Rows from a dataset
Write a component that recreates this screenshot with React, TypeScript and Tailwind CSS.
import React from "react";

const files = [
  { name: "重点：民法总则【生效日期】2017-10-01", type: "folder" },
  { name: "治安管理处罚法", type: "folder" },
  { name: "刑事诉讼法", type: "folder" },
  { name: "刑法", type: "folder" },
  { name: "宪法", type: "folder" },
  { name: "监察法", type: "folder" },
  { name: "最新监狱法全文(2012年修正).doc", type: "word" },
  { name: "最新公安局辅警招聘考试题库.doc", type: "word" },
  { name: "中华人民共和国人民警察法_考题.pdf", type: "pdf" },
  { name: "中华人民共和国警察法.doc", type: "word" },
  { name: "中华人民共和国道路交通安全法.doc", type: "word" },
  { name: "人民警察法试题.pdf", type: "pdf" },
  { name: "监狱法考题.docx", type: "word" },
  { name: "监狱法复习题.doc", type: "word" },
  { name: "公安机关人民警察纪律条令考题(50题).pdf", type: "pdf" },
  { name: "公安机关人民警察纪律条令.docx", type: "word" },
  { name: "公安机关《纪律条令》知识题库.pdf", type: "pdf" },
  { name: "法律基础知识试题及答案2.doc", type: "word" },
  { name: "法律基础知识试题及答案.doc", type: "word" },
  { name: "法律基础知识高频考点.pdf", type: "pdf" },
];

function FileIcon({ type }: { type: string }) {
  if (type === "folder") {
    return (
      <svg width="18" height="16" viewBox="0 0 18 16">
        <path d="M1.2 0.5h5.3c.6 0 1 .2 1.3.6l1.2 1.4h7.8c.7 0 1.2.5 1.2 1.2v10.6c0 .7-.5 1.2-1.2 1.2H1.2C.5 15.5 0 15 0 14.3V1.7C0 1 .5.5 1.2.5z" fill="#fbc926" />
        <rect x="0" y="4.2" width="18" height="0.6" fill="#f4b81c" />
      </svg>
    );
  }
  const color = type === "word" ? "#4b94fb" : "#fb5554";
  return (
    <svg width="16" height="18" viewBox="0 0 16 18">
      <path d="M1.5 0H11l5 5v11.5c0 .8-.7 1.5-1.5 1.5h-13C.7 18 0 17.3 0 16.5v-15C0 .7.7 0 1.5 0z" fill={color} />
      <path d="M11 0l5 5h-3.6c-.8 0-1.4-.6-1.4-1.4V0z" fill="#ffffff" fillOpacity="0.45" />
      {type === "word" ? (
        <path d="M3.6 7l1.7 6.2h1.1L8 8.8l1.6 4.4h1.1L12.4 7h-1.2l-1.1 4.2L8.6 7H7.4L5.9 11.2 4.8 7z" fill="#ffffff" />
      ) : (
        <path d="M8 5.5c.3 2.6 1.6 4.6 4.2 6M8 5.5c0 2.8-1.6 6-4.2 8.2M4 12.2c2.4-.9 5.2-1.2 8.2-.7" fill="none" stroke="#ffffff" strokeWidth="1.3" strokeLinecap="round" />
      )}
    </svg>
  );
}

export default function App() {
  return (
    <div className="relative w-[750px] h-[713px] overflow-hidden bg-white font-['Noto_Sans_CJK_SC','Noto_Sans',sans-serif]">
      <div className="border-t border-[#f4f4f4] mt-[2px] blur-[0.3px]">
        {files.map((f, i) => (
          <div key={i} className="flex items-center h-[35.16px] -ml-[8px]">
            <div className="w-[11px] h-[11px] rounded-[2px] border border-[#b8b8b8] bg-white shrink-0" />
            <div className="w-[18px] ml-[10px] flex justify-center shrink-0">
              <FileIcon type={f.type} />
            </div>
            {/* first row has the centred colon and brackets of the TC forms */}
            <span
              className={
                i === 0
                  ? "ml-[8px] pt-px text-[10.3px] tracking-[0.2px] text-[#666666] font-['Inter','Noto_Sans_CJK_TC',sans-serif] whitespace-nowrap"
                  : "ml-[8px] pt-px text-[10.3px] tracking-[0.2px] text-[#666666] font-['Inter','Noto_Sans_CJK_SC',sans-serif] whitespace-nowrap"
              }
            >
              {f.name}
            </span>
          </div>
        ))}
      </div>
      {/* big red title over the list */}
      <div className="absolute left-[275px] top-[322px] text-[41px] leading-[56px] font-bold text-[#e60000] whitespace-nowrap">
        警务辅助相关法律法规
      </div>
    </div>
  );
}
* * *
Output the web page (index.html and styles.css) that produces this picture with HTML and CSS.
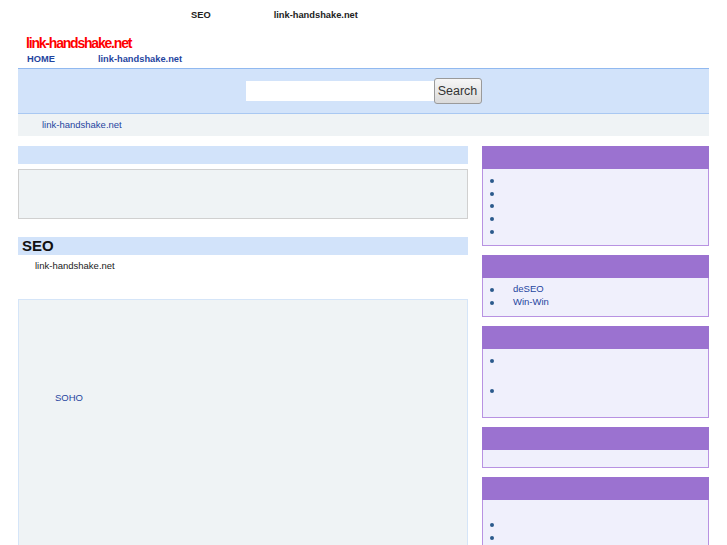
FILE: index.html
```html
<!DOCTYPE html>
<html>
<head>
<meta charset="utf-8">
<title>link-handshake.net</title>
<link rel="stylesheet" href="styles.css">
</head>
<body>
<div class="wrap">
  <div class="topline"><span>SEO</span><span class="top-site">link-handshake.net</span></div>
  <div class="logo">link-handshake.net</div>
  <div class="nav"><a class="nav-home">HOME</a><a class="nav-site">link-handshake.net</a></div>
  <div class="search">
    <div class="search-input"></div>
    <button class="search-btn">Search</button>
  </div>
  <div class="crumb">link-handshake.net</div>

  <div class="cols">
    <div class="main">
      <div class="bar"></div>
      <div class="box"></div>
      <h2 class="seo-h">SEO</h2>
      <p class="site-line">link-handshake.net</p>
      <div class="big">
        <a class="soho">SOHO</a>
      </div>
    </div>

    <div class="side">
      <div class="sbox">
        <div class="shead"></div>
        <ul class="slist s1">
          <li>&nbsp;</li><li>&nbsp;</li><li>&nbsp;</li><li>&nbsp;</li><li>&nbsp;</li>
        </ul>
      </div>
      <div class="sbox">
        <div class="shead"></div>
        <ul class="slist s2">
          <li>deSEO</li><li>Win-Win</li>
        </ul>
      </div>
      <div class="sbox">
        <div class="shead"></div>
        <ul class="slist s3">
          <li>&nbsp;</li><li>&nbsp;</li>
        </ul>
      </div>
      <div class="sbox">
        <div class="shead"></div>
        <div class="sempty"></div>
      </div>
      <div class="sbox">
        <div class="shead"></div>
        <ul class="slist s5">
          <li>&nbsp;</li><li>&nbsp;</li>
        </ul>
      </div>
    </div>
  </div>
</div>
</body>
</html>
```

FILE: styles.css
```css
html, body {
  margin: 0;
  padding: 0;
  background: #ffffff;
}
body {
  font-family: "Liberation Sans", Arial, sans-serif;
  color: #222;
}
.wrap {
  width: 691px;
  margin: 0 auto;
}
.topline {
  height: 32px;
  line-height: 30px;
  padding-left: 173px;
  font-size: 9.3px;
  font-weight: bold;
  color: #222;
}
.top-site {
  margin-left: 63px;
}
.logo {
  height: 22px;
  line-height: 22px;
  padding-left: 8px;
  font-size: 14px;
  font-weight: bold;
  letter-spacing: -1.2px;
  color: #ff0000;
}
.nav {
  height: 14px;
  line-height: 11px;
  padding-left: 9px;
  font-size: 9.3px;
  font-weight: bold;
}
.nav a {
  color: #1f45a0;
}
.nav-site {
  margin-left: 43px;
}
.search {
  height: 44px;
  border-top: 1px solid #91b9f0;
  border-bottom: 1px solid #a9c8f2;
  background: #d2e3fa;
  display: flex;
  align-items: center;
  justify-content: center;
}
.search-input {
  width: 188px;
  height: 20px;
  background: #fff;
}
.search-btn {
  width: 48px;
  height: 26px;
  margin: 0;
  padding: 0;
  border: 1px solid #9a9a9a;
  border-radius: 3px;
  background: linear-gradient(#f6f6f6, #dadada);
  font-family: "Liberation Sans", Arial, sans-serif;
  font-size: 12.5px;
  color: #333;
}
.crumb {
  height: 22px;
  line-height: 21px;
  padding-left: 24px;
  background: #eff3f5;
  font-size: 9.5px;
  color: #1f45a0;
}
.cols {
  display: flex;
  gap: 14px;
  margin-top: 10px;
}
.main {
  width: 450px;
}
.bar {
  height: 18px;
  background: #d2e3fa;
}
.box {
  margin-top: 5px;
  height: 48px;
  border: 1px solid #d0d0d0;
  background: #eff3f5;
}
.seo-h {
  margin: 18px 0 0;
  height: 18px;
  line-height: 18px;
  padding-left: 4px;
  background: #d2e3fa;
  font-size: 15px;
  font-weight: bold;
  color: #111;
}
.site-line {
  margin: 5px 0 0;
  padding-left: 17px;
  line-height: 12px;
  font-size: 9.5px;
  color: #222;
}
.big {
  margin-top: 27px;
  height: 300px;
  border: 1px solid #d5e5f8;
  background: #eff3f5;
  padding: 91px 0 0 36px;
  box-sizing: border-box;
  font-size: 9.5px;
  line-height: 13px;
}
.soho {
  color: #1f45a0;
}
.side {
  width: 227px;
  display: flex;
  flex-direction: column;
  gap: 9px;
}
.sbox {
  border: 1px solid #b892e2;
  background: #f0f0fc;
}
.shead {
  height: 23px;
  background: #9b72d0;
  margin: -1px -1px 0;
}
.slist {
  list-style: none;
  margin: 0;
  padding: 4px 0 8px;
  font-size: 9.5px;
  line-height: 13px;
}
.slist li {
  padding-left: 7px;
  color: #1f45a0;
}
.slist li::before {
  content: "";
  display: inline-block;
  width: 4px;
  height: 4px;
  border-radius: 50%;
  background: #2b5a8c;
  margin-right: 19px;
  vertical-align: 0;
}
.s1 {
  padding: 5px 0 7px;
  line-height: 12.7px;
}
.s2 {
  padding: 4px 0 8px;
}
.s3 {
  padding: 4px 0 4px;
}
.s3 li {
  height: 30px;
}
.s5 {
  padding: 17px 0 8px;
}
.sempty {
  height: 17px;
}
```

- _REQUIRED WORK_
Your task is to quote exactly the lines beginning with the one that contains "Write a component" and ending with the one that contains "import React from", with nothing left out or added.

- _COMPLETE ANSWER_
Write a component that recreates this screenshot with React, TypeScript and Tailwind CSS.
import React from "react";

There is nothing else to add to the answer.